Je rends hommage, par ces références, aux deux auteurs que je cite plus loin, et veux évoquer la préoccupation qui les anime et m’agite aussi, de tenter de définir, sans les réduire, les formes à l’œuvre…
…petite pause
Une très courte dernière partie, Aurora, dont les couleurs déjà apparues mélangées seront ici exposées pures… L’humain se retire peu à peu, sauf en l’essentiel peut être, le léger tremblé des lignes, de la nuance quasi vocale, trouvée (comment ?).
Alors, on peut revenir aux rêveries, pour finir là-dessus.
Relevant de l’expérience la plus générale, situons quelques « Aéroformes » archetypiques :
Tout d’abord la respiration. Ce mouvement simple, inconscient, léger, animé, facilement troublé, suspendu, haletant, puis stoppé et à nouveau large, profond, paisible. (Je viens d’ailleurs, là-même, de décrire la suite des (tempi de cette œuvre…).
Liée à la respiration, la perception des odeurs - déjà plus chargée de signifiance. Forme des odeurs, forme des mouvements de l’air, messages de fumée des indiens, et très quotidiennement, expressions du fumeur de cigarette, examen rêveur ou attentif des nuages…
J’y vois une tendance latente à ce qu’on pourrait appeler une « aéromancie » : prédiction des pièges de l’espace, de sa trompeuse transparence, des formes qui modifient, traversent, son illusoire homogénéité, désignant des points singuliers où doit se porter l’attention : foyer d’incendie, (flammes : aéroforme typique), main ou corps qui s’agite. Signifie. Proie. Danger. Piste sexuelle…
Ce serait me parer du savoir d’autrui que de ne pas faire référence ici à René Thom. Et dans ses récentes « Paraboles », ceci : « le fait que certaines catastrophes ne parviennent pas à être nommées provoque une grande fascination. Ceci clarifie les mécanismes qui sont à l’origine du Iangage… »

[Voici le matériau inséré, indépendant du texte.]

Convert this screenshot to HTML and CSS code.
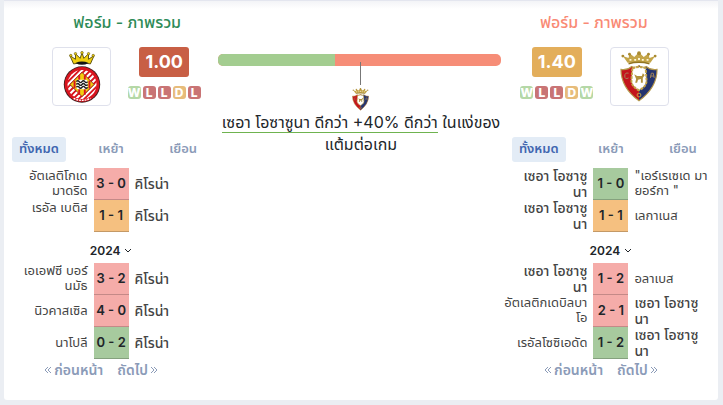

Ainsi qu’à Yves Bonnefoy, cela :
…y a-t-il un concept d’un pas venant dans la nuit d’un cri de l’éboulement d’une pierre dans des broussailles…»
…Poésie et mathématique ont toujours convenablement environné la musique…
En définitive…
Par l’acousmatique je me suis rendu compte de ceci : Ce n’est pas tant l’inouï qui m’intéresse que plutôt l’insu. Je m’explique. Si l’on ne compte que sur cet effet, l’inouï d’espèce électroacoustique me semble être une pacotille, un exotisme, bien inférieur assurément aux gamelangs et effets de percussions qui en leur temps ont revitalisé les musiques contemporaines avant d’en devenir leurs lieux communs. Tout autrement riche, en revanche se trouve révélée la marge flottante de notre conscience par ce fait radicalement imprévu : la possibilité de percevoir, de produire et d’interpréter des images-de-son.
Projetées, les images-de-son nous rappellent des situations de vie entrevues déjà mais, du fait de leur nature d’image, nous les présentent sous un jour vierge, dans une écriture neuve : une écriture d’image. Ainsi les sonorités de l’expérience quotidienne, chocs, frottements, tournoiements, rebonds, échos, distances, brillances, rapports de grains et d’échelles, etc, habituellement censurées et limitées au rôle d’indice, deviennent-elles, en projection acousmatique, pures abstractions, objets d’écoute, valeurs de vitesse et d’espace, de couleurs et de contours, d’harmonie et de bruit. Le vieux monde nous offre de nouvelles relations avec lui. Et les propriétés de vigilance de notre psychisme, évoquées par les images, se libèrent, ouvrent une caverne d’Ali-Baba, pleine de pulsions jaillissantes, de forces imaginantes, prisonnières d’archétypes. Je crois légitime de considérer qu’il relève du domaine de l’art musical de libérer de telles formes-sources et d’en éprouver, d’en organiser les propriétés.
Il me semble (quant à moi) qu’il n’y ait rien de mieux à faire en ce tournant du XXe siècle pour s’apprendre à affronter l’explosion de la marmite !
Vivre dans un monde multiracial, polythéiste et turbulent. Sous-développé et sur-équipé. Océanique et technologique. Musical et trivial.